September 17th, 2019


Saving Mr. Banks ***


If I got to write the epitaph on Walt Disney’s tombstone, it would read:


“This Man Commoditized Childhood.”


I’ve got to hand it to him. Walt Disney had a magical, white-washed vision of America and he figured out how to sell it to us. And not just once. Again and again, decade after decade.


Every generation grew up with its own beloved Disney entertainment. People in the 1940s had “Dumbo.” Baby Boomers had “The Mickey Mouse Club.” My generation had “The Lion King.” Millennials had “Hannah Montana.”


To fans, Disney entertainment is consistently wholesome and family friendly. It promises cute animals, catchy songs, and happy endings and it always delivers.


To cynical detractors (like me), Disney entertainment is bland, manipulative fluff. To be fair, I never saw “The Lion King” like the rest of my classmates. By that age I was already more interested in Woody Allen and Stanley Kubrick.

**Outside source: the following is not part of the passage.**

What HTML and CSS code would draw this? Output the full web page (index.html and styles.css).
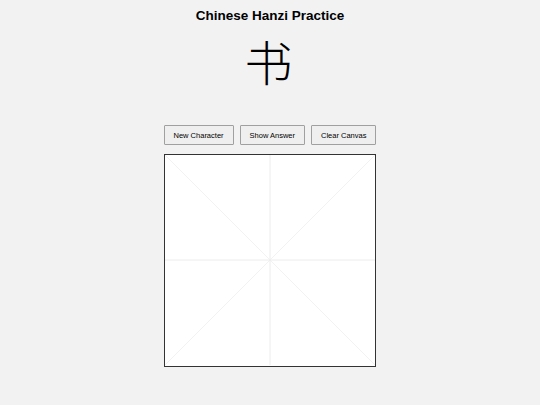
FILE: index.html
```html
<!DOCTYPE html>
<html lang="en">
<head>
<meta charset="utf-8">
<title>Chinese Hanzi Practice</title>
<link rel="stylesheet" href="styles.css">
</head>
<body>
<main class="app">
  <h1 class="title">Chinese Hanzi Practice</h1>
  <div class="hanzi">书</div>
  <div class="controls">
    <button class="btn">New Character</button>
    <button class="btn">Show Answer</button>
    <button class="btn">Clear Canvas</button>
  </div>
  <div class="board">
    <svg class="grid" viewBox="0 0 210 210" width="210" height="210">
      <line x1="0" y1="0" x2="210" y2="210" class="diag"/>
      <line x1="210" y1="0" x2="0" y2="210" class="diag"/>
      <line x1="105" y1="0" x2="105" y2="210" class="axis"/>
      <line x1="0" y1="105" x2="210" y2="105" class="axis"/>
    </svg>
  </div>
</main>
</body>
</html>
```
FILE: styles.css
```css
html, body {
  margin: 0;
  padding: 0;
}
body {
  background: #f2f2f2;
  font-family: "Liberation Sans", Arial, sans-serif;
  color: #000;
}
.app {
  display: flex;
  flex-direction: column;
  align-items: center;
  padding-top: 8px;
}
.title {
  margin: 0;
  font-size: 13.5px;
  font-weight: bold;
  line-height: 16px;
}
.hanzi {
  margin-top: 8px;
  margin-right: 3px;
  font-family: "Noto Sans CJK SC", sans-serif;
  font-weight: 300;
  font-size: 48px;
  line-height: 56px;
  height: 56px;
}
.controls {
  margin-top: 37px;
  display: flex;
  gap: 6px;
}
.btn {
  box-sizing: border-box;
  height: 20px;
  padding: 0 9px;
  font-family: "Liberation Sans", Arial, sans-serif;
  font-size: 7.5px;
  color: #000;
  background: #efefef;
  border: 1px solid #a0a0a0;
  border-radius: 1px;
}
.board {
  margin-top: 9px;
  width: 210px;
  height: 211px;
  border: 1px solid #333;
  background: #fff;
}
.grid {
  display: block;
}
.diag {
  stroke: #ececec;
  stroke-width: 0.7;
}
.axis {
  stroke: #ececec;
  stroke-width: 1;
}
```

That probably made me a weird kid. I also think it made me a less nostalgic adult, with more sophisticated taste in art and film and comedy.


It probably made me more morbid. But that’s the price I have to pay, I guess. I saw “The Little Mermaid” and I saw “Dr. Strangelove.” Even at age 12, I knew that “Dr. Strangelove” was a much better movie.

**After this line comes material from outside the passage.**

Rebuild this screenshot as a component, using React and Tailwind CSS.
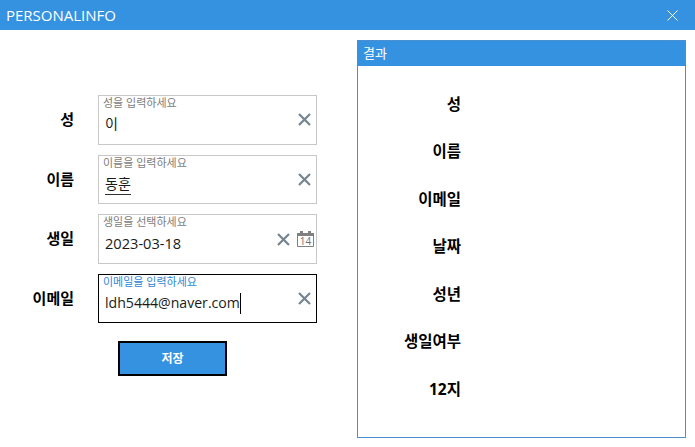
const FONT = "font-['Open_Sans','Noto_Sans_CJK_KR',sans-serif]";

const RESULT_ROWS = ['성', '이름', '이메일', '날짜', '성년', '생일여부', '12지'];

function ClearIcon() {
  return (
    <svg width="13" height="13" viewBox="0 0 13 13" className="shrink-0">
      <path d="M1 1 L12 12 M12 1 L1 12" stroke="#748491" strokeWidth="2.2" fill="none" />
    </svg>
  );
}

function CalendarIcon() {
  return (
    <svg width="17" height="16" viewBox="0 0 17 16" className="shrink-0">
      <path d="M0.5 2.5 H16.5 V15.5 H0.5 Z" stroke="#808080" strokeWidth="1" fill="none" />
      <rect x="0" y="2" width="17" height="3" fill="#808080" />
      <rect x="3" y="0" width="3" height="4" fill="#808080" />
      <rect x="11" y="0" width="3" height="4" fill="#808080" />
      <text x="8.5" y="13.7" textAnchor="middle" fontSize="10" fill="#707070" fontFamily="Open Sans">14</text>
    </svg>
  );
}

function Field({ label, hint, value, focused, underline, caret, calendar, height }) {
  return (
    <div className="flex items-start">
      <div className="w-[74px] pt-[12px] text-right text-[15px] leading-[24px] font-bold text-black">{label}</div>
      <div
        className={`ml-[24px] flex w-[219px] border ${height} ${focused ? 'border-black' : 'border-[#c8c8c8]'}`}
      >
        <div className="min-w-0 flex-1 pl-[4px]">
          <div className={`text-[11px] leading-[13px] ${focused ? 'text-[#2f86d6]' : 'text-[#7c7c7c]'}`}>{hint}</div>
          <div className={`mt-[2px] flex pl-[2px] leading-[26px] text-[#1a1a1a] ${calendar ? 'text-[14.6px]' : 'text-[14.1px]'}`}>
            <span className={underline ? 'h-[24px] border-b border-[#333333]' : ''}>{value}</span>
            {caret ? <span className="mt-[3px] h-[21px] w-px bg-black" /> : null}
          </div>
        </div>
        {calendar ? (
          <div className="flex items-center gap-[7px] self-start pt-[16px] pr-[2px]">
            <ClearIcon />
            <CalendarIcon />
          </div>
        ) : (
          <div className="self-start pt-[17px] pr-[5px]">
            <ClearIcon />
          </div>
        )}
      </div>
    </div>
  );
}

export default function App() {
  return (
    <div className={`h-[447px] w-[695px] overflow-hidden bg-white ${FONT}`}>
      <header className="flex h-[30px] items-center justify-between bg-[#3492e0] pr-[17px] pl-[6px] text-white">
        <span className="text-[15px]">PERSONALINFO</span>
        <svg width="11" height="11" viewBox="0 0 11 11">
          <path d="M0.5 0.5 L10.5 10.5 M10.5 0.5 L0.5 10.5" stroke="white" strokeWidth="1" fill="none" />
        </svg>
      </header>

      <div className="flex">
        <div className="w-[357px] pt-[65px]">
          <div className="flex flex-col gap-[10px]">
            <Field label="성" hint="성을 입력하세요" value="이" height="h-[50px]" />
            <Field label="이름" hint="이름을 입력하세요" value="동훈" underline height="h-[49px]" />
            <Field label="생일" hint="생일을 선택하세요" value="2023-03-18" calendar height="h-[50px]" />
            <Field label="이메일" hint="이메일을 입력하세요" value="ldh5444@naver.com" focused caret height="h-[49px]" />
          </div>
          <button className="mt-[18px] ml-[118px] flex h-[35px] w-[109px] items-center justify-center border-2 border-black bg-[#3492e0] text-[12px] font-bold text-white">
            저장
          </button>
        </div>

        <section className="mt-[10px] flex h-[398px] w-[329px] flex-col border border-[#4a90d0]">
          <div className="flex h-[25px] items-center bg-[#3492e0] pl-[5px] text-[13px] text-white">결과</div>
          <div className="flex flex-col gap-[23.5px] pt-[25.5px]">
            {RESULT_ROWS.map((row) => (
              <div key={row} className="w-[103px] text-right text-[15.5px] leading-[24px] font-bold text-black">
                {row}
              </div>
            ))}
          </div>
        </section>
      </div>
    </div>
  );
}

As you can tell, I don’t care for Walt Disney, and not just because he may have been a Nazi sympathizer.


“Saving Mr. Banks” has a very different perspective on Walt Disney. The film defends both the man and the cultural value of his movies.


The story takes place in 1961. An energetic middle aged Walt Disney (Tom Hanks) has invited cantankerous British author P. L. Travers (Emma Thompson) to Los Angeles. Disney’s goal is to convince her to sell him the film rights to her beloved children’s book “Mary Poppins.”


“Saving Mr. Banks” is a classic “A Christmas Carol”-style drama, where an angry old curmudgeon slowly goes from being a Grinch to being a Disney fan. At first Travers says “no” to every idea that Walt throws at her. No animation. No Dick Van Dyke. No songs!


But, eventually, inevitably, Travers’s icy heart melts and she agrees to give Disney the film rights. “Saving Mr. Banks” is basically a good movie; it’s always nice to watch a mean, bitter character have a change of heart.


The ending is predictable and cheesy. But Travers makes some terrific arguments about why Disney movies are poisonous to the minds of children along the way.


“Where’s the gravitas? Where’s the reality? Where’s the heart?!” Travers passionately asks Disney. Exactly, Ms. Travers! I don’t agree with the notion that sheltering kids from darkness and truth and death will make them happier or more well-adjusted adults.


I like a happy ending as much as the next guy. But I also want some violence, profanity, nudity, and intellectual stimulation along the way.


Long story short: Disney movies are garbage. “Saving Mr. Banks” is pretty good, though.